**PROBLEM DETAILS**.
In the data below, find each line containing the string "components" and return it.

**INFORMATION SUPPLIED**.
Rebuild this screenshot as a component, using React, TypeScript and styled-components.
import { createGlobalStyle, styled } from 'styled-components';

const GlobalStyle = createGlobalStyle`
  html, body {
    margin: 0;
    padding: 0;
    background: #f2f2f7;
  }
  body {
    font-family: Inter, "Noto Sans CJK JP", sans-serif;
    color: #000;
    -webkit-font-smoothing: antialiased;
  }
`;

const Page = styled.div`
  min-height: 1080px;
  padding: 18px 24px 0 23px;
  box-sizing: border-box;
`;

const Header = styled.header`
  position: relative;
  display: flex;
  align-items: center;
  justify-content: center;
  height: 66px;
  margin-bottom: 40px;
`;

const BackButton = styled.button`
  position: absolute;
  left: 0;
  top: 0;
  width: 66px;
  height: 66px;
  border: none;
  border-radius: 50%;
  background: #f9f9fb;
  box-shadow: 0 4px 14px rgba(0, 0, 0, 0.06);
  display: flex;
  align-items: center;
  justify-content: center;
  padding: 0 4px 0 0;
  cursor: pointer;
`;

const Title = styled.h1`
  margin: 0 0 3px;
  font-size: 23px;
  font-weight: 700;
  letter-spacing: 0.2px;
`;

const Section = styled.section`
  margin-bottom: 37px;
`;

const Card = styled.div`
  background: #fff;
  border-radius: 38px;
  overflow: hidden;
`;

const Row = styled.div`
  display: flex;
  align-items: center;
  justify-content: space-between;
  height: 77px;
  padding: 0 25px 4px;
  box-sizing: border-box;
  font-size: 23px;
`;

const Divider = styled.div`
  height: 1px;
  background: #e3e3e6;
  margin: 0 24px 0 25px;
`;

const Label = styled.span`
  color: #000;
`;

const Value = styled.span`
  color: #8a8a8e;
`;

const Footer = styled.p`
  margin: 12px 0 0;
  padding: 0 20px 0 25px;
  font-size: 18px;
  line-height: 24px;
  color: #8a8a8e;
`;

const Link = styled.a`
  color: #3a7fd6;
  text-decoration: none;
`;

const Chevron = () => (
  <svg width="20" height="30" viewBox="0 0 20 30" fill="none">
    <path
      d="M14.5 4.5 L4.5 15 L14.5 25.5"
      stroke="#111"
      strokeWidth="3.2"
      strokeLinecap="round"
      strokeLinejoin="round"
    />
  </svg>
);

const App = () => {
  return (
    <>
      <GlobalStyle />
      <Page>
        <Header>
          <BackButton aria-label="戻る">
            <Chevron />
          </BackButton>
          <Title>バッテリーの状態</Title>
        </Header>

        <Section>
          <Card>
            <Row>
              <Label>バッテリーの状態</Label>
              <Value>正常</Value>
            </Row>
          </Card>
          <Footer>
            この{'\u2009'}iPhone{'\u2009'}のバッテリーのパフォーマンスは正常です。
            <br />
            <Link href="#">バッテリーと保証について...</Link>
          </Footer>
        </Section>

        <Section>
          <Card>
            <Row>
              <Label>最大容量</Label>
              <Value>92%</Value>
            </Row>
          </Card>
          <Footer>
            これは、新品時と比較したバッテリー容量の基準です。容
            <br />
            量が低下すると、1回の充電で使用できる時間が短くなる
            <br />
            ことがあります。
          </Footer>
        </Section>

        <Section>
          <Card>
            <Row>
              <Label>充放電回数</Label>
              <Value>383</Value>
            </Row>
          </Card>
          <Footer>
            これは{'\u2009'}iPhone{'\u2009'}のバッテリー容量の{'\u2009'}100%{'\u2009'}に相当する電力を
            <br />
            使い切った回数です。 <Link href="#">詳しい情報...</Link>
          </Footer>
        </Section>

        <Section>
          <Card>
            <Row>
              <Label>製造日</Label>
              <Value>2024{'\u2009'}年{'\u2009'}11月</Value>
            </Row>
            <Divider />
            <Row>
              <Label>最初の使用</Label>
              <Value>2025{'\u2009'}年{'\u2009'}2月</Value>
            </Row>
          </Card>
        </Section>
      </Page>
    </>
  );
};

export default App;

**RESULT OF THIS TASK**.
Rebuild this screenshot as a component, using React, TypeScript and styled-components.
import { createGlobalStyle, styled } from 'styled-components';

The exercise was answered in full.